» **EXERCISE BRIEF**
Restate each line of the listing exactly, without carrying over any pictures.

» **COLLECTED DATA**

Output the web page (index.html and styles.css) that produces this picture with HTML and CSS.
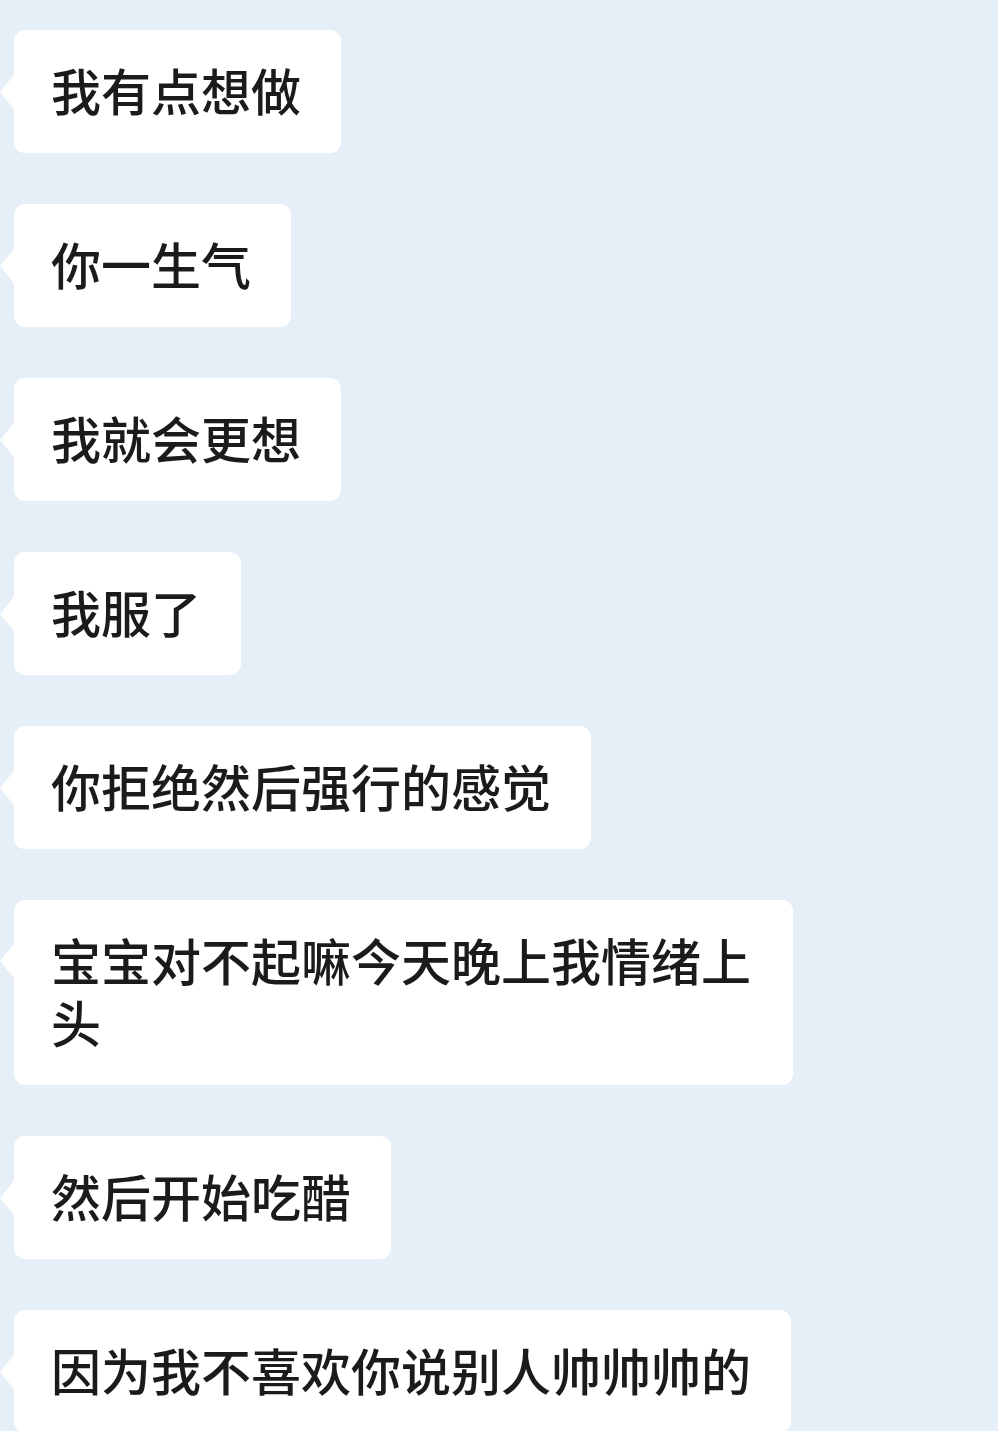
FILE: index.html
```html
<!DOCTYPE html>
<html lang="zh-CN">
<head>
<meta charset="utf-8">
<title>聊天</title>
<link rel="stylesheet" href="styles.css">
</head>
<body>
<main class="chat">
  <div class="msg"><div class="bubble">我有点想做</div></div>
  <div class="msg"><div class="bubble">你一生气</div></div>
  <div class="msg"><div class="bubble">我就会更想</div></div>
  <div class="msg"><div class="bubble">我服了</div></div>
  <div class="msg"><div class="bubble">你拒绝然后强行的感觉</div></div>
  <div class="msg"><div class="bubble">宝宝对不起嘛今天晚上我情绪上头</div></div>
  <div class="msg"><div class="bubble">然后开始吃醋</div></div>
  <div class="msg"><div class="bubble">因为我不喜欢你说别人帅帅帅的</div></div>
</main>
</body>
</html>
```
FILE: styles.css
```css
html, body {
  margin: 0;
  padding: 0;
  background: #e6eef7;
}

body {
  width: 998px;
  height: 1431px;
  overflow: hidden;
}

.chat {
  display: flex;
  flex-direction: column;
  align-items: flex-start;
  gap: 51px;
  padding: 30px 0 0 0;
}

.msg {
  display: flex;
  padding-left: 14px;
}

.bubble {
  position: relative;
  background: #ffffff;
  border-radius: 11px;
  padding: 28px 40px 33px 37px;
  max-width: 702px;
  font-family: "Noto Sans CJK SC", "Noto Sans", sans-serif;
  font-size: 50px;
  font-weight: 500;
  line-height: 62px;
  color: #1b1b1b;
  word-break: break-all;
}

/* little pointer on the left side of each bubble */
.bubble::before {
  content: "";
  position: absolute;
  left: -14px;
  top: calc(50% - 17px);
  width: 0;
  height: 0;
  border-top: 17px solid transparent;
  border-bottom: 17px solid transparent;
  border-right: 14px solid #ffffff;
}

.msg:nth-child(6) .bubble::before {
  top: 44px;
}
```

» **FINISHED EXERCISE**
Output the web page (index.html and styles.css) that produces this picture with HTML and CSS.
FILE: index.html
```html
<!DOCTYPE html>
<html lang="zh-CN">
<head>
<meta charset="utf-8">
<title>聊天</title>
<link rel="stylesheet" href="styles.css">
</head>
<body>
<main class="chat">
  <div class="msg"><div class="bubble">我有点想做</div></div>
  <div class="msg"><div class="bubble">你一生气</div></div>
  <div class="msg"><div class="bubble">我就会更想</div></div>
  <div class="msg"><div class="bubble">我服了</div></div>
  <div class="msg"><div class="bubble">你拒绝然后强行的感觉</div></div>
  <div class="msg"><div class="bubble">宝宝对不起嘛今天晚上我情绪上头</div></div>
  <div class="msg"><div class="bubble">然后开始吃醋</div></div>
  <div class="msg"><div class="bubble">因为我不喜欢你说别人帅帅帅的</div></div>
</main>
</body>
</html>
```
FILE: styles.css
```css
html, body {
  margin: 0;
  padding: 0;
  background: #e6eef7;
}

body {
  width: 998px;
  height: 1431px;
  overflow: hidden;
}

.chat {
  display: flex;
  flex-direction: column;
  align-items: flex-start;
  gap: 51px;
  padding: 30px 0 0 0;
}

.msg {
  display: flex;
  padding-left: 14px;
}

.bubble {
  position: relative;
  background: #ffffff;
  border-radius: 11px;
  padding: 28px 40px 33px 37px;
  max-width: 702px;
  font-family: "Noto Sans CJK SC", "Noto Sans", sans-serif;
  font-size: 50px;
  font-weight: 500;
  line-height: 62px;
  color: #1b1b1b;
  word-break: break-all;
}

/* little pointer on the left side of each bubble */
.bubble::before {
  content: "";
  position: absolute;
  left: -14px;
  top: calc(50% - 17px);
  width: 0;
  height: 0;
  border-top: 17px solid transparent;
  border-bottom: 17px solid transparent;
  border-right: 14px solid #ffffff;
}

.msg:nth-child(6) .bubble::before {
  top: 44px;
}
```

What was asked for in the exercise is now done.